Avec des filles aussi, évidemment.
On ne faisait pas le décompte des sexes, on se mélangeait dans un beau bordel un peu chaotique, tout le monde en shorts délavés et en espadrilles à semelle trop lisse, parfaites pour se péter la gueule sur des roches qui roulent.
On s'en foutait, on était dehors, on était bien. On partait ensemble, on s'écorchait la peau aux mêmes branches d'arbres, et on partageait les mêmes sandwichs beurre de pinottes-confiture effouarés dans nos poches en se faisant croire qu'on était " perdus dans le bois ", alors qu'on connaissait chaque sentier par cœur.

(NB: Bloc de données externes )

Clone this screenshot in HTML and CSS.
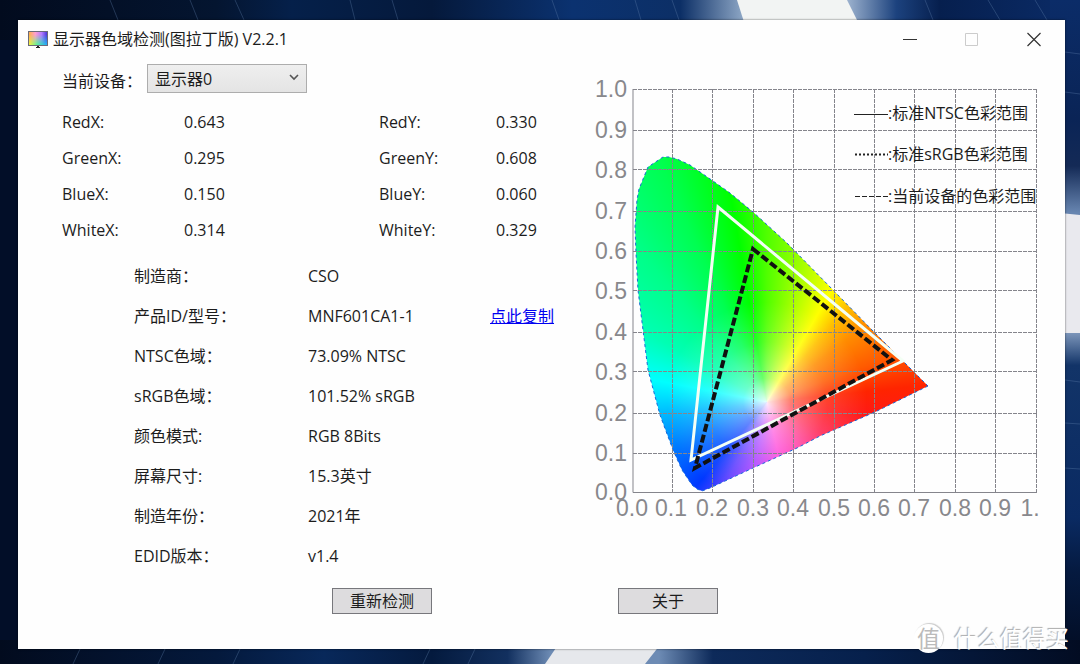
FILE: index.html
```html
<!DOCTYPE html>
<html lang="zh-CN">
<head>
<meta charset="utf-8">
<title>显示器色域检测(图拉丁版) V2.2.1</title>
<link rel="stylesheet" href="styles.css">
</head>
<body>
<svg class="wallpaper" viewBox="0 0 1080 664" preserveAspectRatio="none" aria-hidden="true">
  <defs>
    <linearGradient id="topBand" x1="0" x2="1" y1="0" y2="0">
      <stop offset="0" stop-color="#020b1e"/><stop offset=".2" stop-color="#041530"/><stop offset=".27" stop-color="#05204a"/>
      <stop offset=".4" stop-color="#05193b"/><stop offset=".53" stop-color="#0b3270"/><stop offset=".63" stop-color="#0c2f66"/>
      <stop offset=".69" stop-color="#91aac8"/><stop offset=".78" stop-color="#a9bdd6"/><stop offset=".83" stop-color="#1c427e"/>
      <stop offset=".87" stop-color="#061f4e"/><stop offset="1" stop-color="#0b2c68"/>
    </linearGradient>
    <linearGradient id="rightBand" x1="0" x2="0" y1="0" y2="1">
      <stop offset="0" stop-color="#0b2c68"/><stop offset=".18" stop-color="#0a2456"/><stop offset=".25" stop-color="#142a56"/>
      <stop offset=".32" stop-color="#6785b0"/><stop offset=".5" stop-color="#7f98bc"/><stop offset=".55" stop-color="#123468"/>
      <stop offset=".78" stop-color="#0a2a62"/><stop offset=".86" stop-color="#051a40"/><stop offset="1" stop-color="#020b20"/>
    </linearGradient>
    <linearGradient id="bottomBand" x1="0" x2="1" y1="0" y2="0">
      <stop offset="0" stop-color="#020b1e"/><stop offset=".2" stop-color="#04193c"/><stop offset=".3" stop-color="#08285a"/>
      <stop offset=".4" stop-color="#041a3e"/><stop offset=".47" stop-color="#12305f"/><stop offset=".51" stop-color="#6d8bb4"/>
      <stop offset=".61" stop-color="#6d8bb4"/><stop offset=".66" stop-color="#0d2a5a"/><stop offset=".8" stop-color="#06204c"/>
      <stop offset="1" stop-color="#020c22"/>
    </linearGradient>
  </defs>
  <rect width="1080" height="664" fill="#020e28"/>
  <rect width="1080" height="40" fill="url(#topBand)"/>
  <rect x="1050" width="30" height="664" fill="url(#rightBand)"/>
  <rect y="640" width="1080" height="24" fill="url(#bottomBand)"/>
  <path d="M737 0H847L858 22H744z" fill="#f2f4f3"/>
  <path d="M1060 213L1080 215V333H1060z" fill="#e9e9ee"/>
  <path d="M558 645H660L645 664H545z" fill="#e6e8ec"/>
  <path d="M110 0l8 20M190 0l8 20M235 0l9 20M350 0l5 20M392 0l6 20M552 0l7 20M635 0l6 20M672 0l7 20M925 0l8 20M988 0l12 20M1035 0l12 20M80 649l-7 15M165 649l-7 15M240 649l-7 15M430 649l-7 15M475 649l-7 15M1065 52l15 2M1065 92l15 2M1065 380l15 2M1065 423l15 1M1065 468l15 1" stroke="#6182ac" stroke-opacity=".35" fill="none"/>
</svg>

<main class="window">
  <header class="titlebar">
    <svg class="app-icon" viewBox="0 0 20 17" aria-hidden="true">
      <defs>
        <linearGradient id="hue"><stop stop-color="#ffb04a"/><stop offset=".35" stop-color="#ff9fd0"/><stop offset=".7" stop-color="#b47cff"/><stop offset="1" stop-color="#4a35d8"/></linearGradient>
        <linearGradient id="hue2"><stop stop-color="#f6f43c"/><stop offset=".45" stop-color="#5cf09a"/><stop offset="1" stop-color="#20a8ff"/></linearGradient>
        <linearGradient id="fade" x1="0" x2="0" y1="0" y2="1"><stop offset=".2" stop-color="#000"/><stop offset=".8" stop-color="#fff"/></linearGradient>
        <mask id="fadeMask"><rect width="20" height="17" fill="url(#fade)"/></mask>
      </defs>
      <rect x="0" y="0" width="20" height="15" fill="#6a6978"/>
      <rect x="1" y="1" width="18" height="13" fill="url(#hue)"/>
      <rect x="1" y="1" width="18" height="13" fill="url(#hue2)" mask="url(#fadeMask)"/>
      <path d="M9 15h2v1h1v1H8v-1h1z" fill="#222"/>
    </svg>
    <h1 class="title">显示器色域检测(图拉丁版) V2.2.1</h1>
    <div class="controls">
      <button class="control" type="button" aria-label="最小化"><svg viewBox="0 0 16 16"><path d="M1 8.500h14" stroke="#333" fill="none"/></svg></button>
      <button class="control" type="button" aria-label="最大化" disabled><svg viewBox="0 0 16 16"><path d="M1.500 2.500h12v12h-12z" stroke="#ccc" fill="none"/></svg></button>
      <button class="control" type="button" aria-label="关闭"><svg viewBox="0 0 16 16"><path d="M1.500 2l13 13M14.500 2l-13 13" stroke="#333" stroke-width="1.200" fill="none"/></svg></button>
    </div>
  </header>

  <div class="content">
    <section class="details">
      <div class="device">
        <label for="device">当前设备：</label>
        <span class="select-wrap">
          <select id="device"><option>显示器0</option></select>
          <svg class="chevron" viewBox="0 0 10 7" aria-hidden="true"><path d="M1 1l4 4 4-4" fill="none" stroke="#555" stroke-width="1.600"/></svg>
        </span>
      </div>
      <table class="primaries">
        <tr><th>RedX:</th><td>0.643</td><th>RedY:</th><td>0.330</td></tr>
        <tr><th>GreenX:</th><td>0.295</td><th>GreenY:</th><td>0.608</td></tr>
        <tr><th>BlueX:</th><td>0.150</td><th>BlueY:</th><td>0.060</td></tr>
        <tr><th>WhiteX:</th><td>0.314</td><th>WhiteY:</th><td>0.329</td></tr>
      </table>
      <table class="info">
        <tr><th>制造商：</th><td>CSO</td><td></td></tr>
        <tr><th>产品ID/型号：</th><td>MNF601CA1-1</td><td><a href="#copy">点此复制</a></td></tr>
        <tr><th>NTSC色域：</th><td>73.09% NTSC</td><td></td></tr>
        <tr><th>sRGB色域：</th><td>101.52% sRGB</td><td></td></tr>
        <tr><th>颜色模式:</th><td>RGB 8Bits</td><td></td></tr>
        <tr><th>屏幕尺寸:</th><td>15.3英寸</td><td></td></tr>
        <tr><th>制造年份：</th><td>2021年</td><td></td></tr>
        <tr><th>EDID版本：</th><td>v1.4</td><td></td></tr>
      </table>
    </section>

    <svg class="chart" viewBox="590 70 460 460" role="img" aria-label="色域图">
      <defs>
        <clipPath id="locus"><path d="M663 157H669L677 159L690 165L713 181L730 193L753 212L787 243L835 292L875 333L928 386L875 412L820 436L797 448L753 468L710 488L702 491L697 489L692 485L682 470L673 450L660 415L648 370L638 290L636 253L635 227L637 200L639 189L648 167z"/></clipPath>
      </defs>
      <g clip-path="url(#locus)">
        <foreignObject x="633" y="150" width="300" height="345"><div class="spectrum"></div></foreignObject>
      </g>
      <path d="M928 386L875 412L820 436L797 448L753 468L710 488L702 491L697 489L692 485L682 470L673 450L660 415L648 370L638 290L636 253L635 227L637 200L639 189L648 167L663 157H669L677 159L690 165L713 181L730 193L753 212L787 243L835 292L875 333L928 386" fill="none" stroke="#1769d8" stroke-width="1" stroke-dasharray="3 3"/>
      <path d="M633 89.500H1037M633 130.500H1037M633 169.500H1037M633 211.500H1037M633 251.500H1037M633 290.500H1037M633 332.500H1037M633 371.500H1037M633 413.500H1037M633 453.500H1037M672.500 89V493M712.500 89V493M753.500 89V493M793.500 89V493M834.500 89V493M874.500 89V493M914.500 89V493M955.500 89V493M995.500 89V493M1036.500 89V493" class="grid-line"/>
      <path d="M633 89V492.500H1037" class="axis"/>
      <path d="M718 207L903 361L691 460z" class="ntsc"/>
      <path d="M753 249L892 360L695 468z" class="device-gamut"/>
      <g class="axis-label" text-anchor="end">
        <text x="627" y="97">1.0</text><text x="627" y="138">0.9</text><text x="627" y="178">0.8</text><text x="627" y="219">0.7</text><text x="627" y="259">0.6</text><text x="627" y="299">0.5</text><text x="627" y="340">0.4</text><text x="627" y="380">0.3</text><text x="627" y="421">0.2</text><text x="627" y="461">0.1</text><text x="627" y="500">0.0</text>
      </g>
      <g class="axis-label" text-anchor="middle">
        <text x="632" y="516">0.0</text><text x="671" y="516">0.1</text><text x="712" y="516">0.2</text><text x="753" y="516">0.3</text><text x="793" y="516">0.4</text><text x="834" y="516">0.5</text><text x="874" y="516">0.6</text><text x="914" y="516">0.7</text><text x="955" y="516">0.8</text><text x="995" y="516">0.9</text><text x="1030" y="516">1.</text>
      </g>
      <g class="legend-line">
        <path d="M854 114.500h34"/>
        <path d="M855 154.500h33" stroke-width="2" stroke-dasharray="2 2"/>
        <path d="M855 196.500h33" stroke-dasharray="5 2"/>
      </g>
      <g class="legend">
        <text x="888" y="119">:标准NTSC色彩范围</text>
        <text x="888" y="160">:标准sRGB色彩范围</text>
        <text x="888" y="202">:当前设备的色彩范围</text>
      </g>
    </svg>
  </div>

  <footer class="actions">
    <button class="action" type="button">重新检测</button>
    <button class="action" type="button">关于</button>
  </footer>
</main>

<div class="watermark"><span class="badge">值</span><span>什么值得买</span></div>
</body>
</html>
```
FILE: styles.css
```css
* { box-sizing: border-box; }

body {
  margin: 0;
  min-height: 100vh;
  padding: 20px 15px 15px 18px;
  display: flex;
  position: relative;
  background: #020e28;
  color: #1c1c1c;
  font: 16px/24px "Open Sans", "Noto Sans CJK SC", sans-serif;
}

.wallpaper {
  position: absolute;
  inset: 0;
  width: 100%;
  height: 100%;
}

.window {
  position: relative;
  flex: 1;
  display: flex;
  flex-direction: column;
  background: #fefefe;
  box-shadow: 0 0 2px rgba(0, 0, 0, .6);
}

.titlebar {
  display: flex;
  align-items: center;
  height: 38px;
  padding: 0 15px 0 10px;
}

.app-icon {
  width: 20px;
  height: 17px;
}

.title {
  margin: 0 0 0 5px;
  font-size: 16px;
  font-weight: 400;
}

.controls {
  display: flex;
  gap: 30px;
  margin-left: auto;
}

.control {
  width: 32px;
  height: 32px;
  padding: 8px;
  border: 0;
  background: none;
}

.control svg {
  display: block;
  width: 16px;
  height: 16px;
}

.content {
  display: flex;
  align-items: flex-start;
  padding: 6px 15px 0 44px;
}

.details {
  flex: 1;
}

.device {
  display: flex;
  align-items: flex-start;
  gap: 5px;
}

.device label {
  padding-top: 5px;
}

.select-wrap {
  position: relative;
  display: block;
  width: 160px;
}

select {
  appearance: none;
  display: block;
  width: 100%;
  height: 29px;
  padding: 0 24px 0 7px;
  border: 1px solid #adadad;
  border-radius: 0;
  background: linear-gradient(#efefef, #e4e4e4);
  color: inherit;
  font: inherit;
}

.chevron {
  position: absolute;
  right: 8px;
  top: 10px;
  width: 10px;
  height: 7px;
}

table {
  border-collapse: collapse;
  table-layout: fixed;
  width: 100%;
}

th, td {
  padding: 0;
  font-weight: 400;
  text-align: left;
  white-space: nowrap;
}

.primaries {
  margin-top: 11px;
}

.primaries td, .primaries th { height: 36px; }
.primaries th:nth-child(1) { width: 122px; }
.primaries td:nth-child(2) { width: 195px; }
.primaries th:nth-child(3) { width: 117px; }

.info {
  width: auto;
  margin: 8px 0 0 72px;
}

.info td, .info th { height: 40px; }
.info th { width: 174px; }
.info td:nth-child(2) { width: 182px; }

a { color: #0000f0; }

.chart {
  flex: 0 0 460px;
  min-width: 0;
  margin-top: 6px;
}

.spectrum {
  height: 345px;
  background:
    radial-gradient(circle at 134px 252px, rgba(255, 255, 255, .9), rgba(255, 255, 255, .42) 24px, rgba(255, 255, 255, .15) 60px, rgba(255, 255, 255, 0) 100px),
    conic-gradient(from 0deg at 134px 252px,
      #50ff00 0deg, #a8ff00 15deg, #ffff00 30deg, #ffc000 40deg, #ff8c00 52deg,
      #ff5a00 70deg, #ff2400 84deg, #ff1818 98deg, #ff2050 120deg, #ff30a0 145deg,
      #ff40d8 168deg, #b040ff 190deg, #6040ff 207deg, #0038ff 220deg, #0078ff 243deg,
      #00b4ff 262deg, #00ffff 281deg, #00ffb4 300deg, #00ff88 320deg, #00ff50 336deg,
      #00ff00 350deg, #50ff00 360deg);
}

.grid-line {
  fill: none;
  stroke: #85858c;
  stroke-width: 1;
  stroke-dasharray: 4 1;
}

.axis {
  fill: none;
  stroke: #85858c;
}

.ntsc {
  fill: none;
  stroke: #f4fff4;
  stroke-width: 3;
}

.device-gamut {
  fill: none;
  stroke: #111;
  stroke-width: 4;
  stroke-dasharray: 8 3;
}

.axis-label {
  fill: #88888c;
  font: 23px "Liberation Sans", Arial, sans-serif;
}

.legend {
  fill: #1c1c1c;
}

.legend-line {
  fill: none;
  stroke: #222;
}

.actions {
  display: flex;
  gap: 186px;
  padding: 12px 0 0 30%;
}

.action {
  width: 100px;
  height: 26px;
  padding: 0;
  border: 1px solid #77777c;
  background: #dddcde;
  color: inherit;
  font: inherit;
  line-height: 24px;
}

.watermark {
  position: absolute;
  right: 11px;
  bottom: 11px;
  display: flex;
  align-items: center;
  gap: 11px;
  color: #fff;
  font-size: 23px;
  line-height: 30px;
  text-shadow: -1px -1px 1px #aaa;
}

.badge {
  width: 29px;
  height: 29px;
  border-radius: 50%;
  background: #fff;
  box-shadow: 1px -1px 1px #ccc;
  color: #bbb;
  font-size: 23px;
  line-height: 28px;
  text-align: center;
  text-shadow: none;
}
```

Les filles, les gars… différents dans nos corps, semblables dans le spring qu'on avait dans les jambes. Le besoin de faire sortir le méchant, de dépenser le surplus d'énergie de l'enfance faisait le reste, et au sommet du pain de sucre du mont Saint-Hilaire, on se fondait dans un amalgame de petits cœurs battants, de toupets en bataille et de doigts collés de résine.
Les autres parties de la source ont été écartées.